Benchmark results show that TensorRT-LLM delivered up to 8 times higher throughput on H100s compared to an Nvidia A100 alone. Nvidia estimates these performance boosts translate into 3 to 5.6 times lower total cost of ownership when deploying language models. The software also makes popular models easily deployable, removing the need for manual tuning. Early access to the package is available now, with full release expected in the coming weeks.
Key takeaways:
- Nvidia has announced a new open-source software, TensorRT-LLM, aimed at improving the performance of large language model inference on its latest GPU accelerators, H100. The software can double the inference speed on H100.

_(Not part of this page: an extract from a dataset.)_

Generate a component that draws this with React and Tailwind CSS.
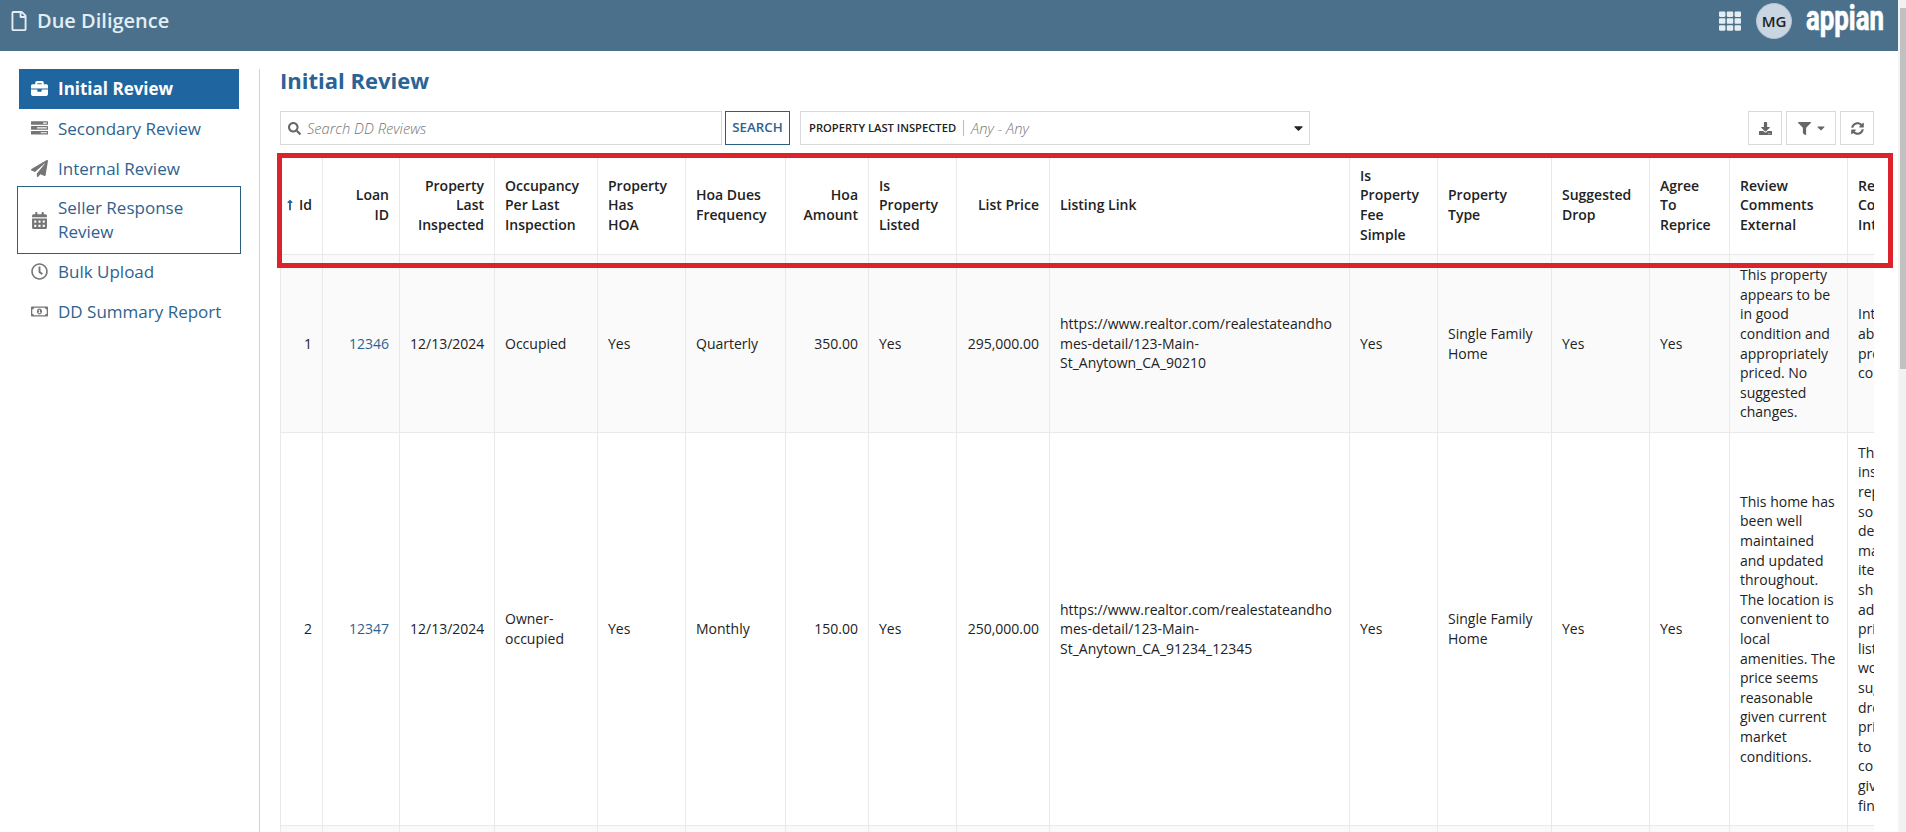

- TensorRT-LLM comes with fully optimized versions of numerous large language models commonly used in production environments. It incorporates techniques like in-flight batching and half-precision numerical formats to maximize utilization of Nvidia’s H100 GPUs.
- Benchmark results show that TensorRT-LLM delivered up to 8 times higher throughput on H100s compared to an Nvidia A100 alone. Nvidia estimates these performance boosts translate into 3 to 5.6 times lower total cost of ownership when deploying language models.
- TensorRT-LLM makes popular models easily deployable out of the box, with pre-optimized versions of GPT-J, Llama, and other frameworks included. The software is integrated into Nvidia’s Triton inference serving system and NeMo model deployment toolkit to further simplify workflows.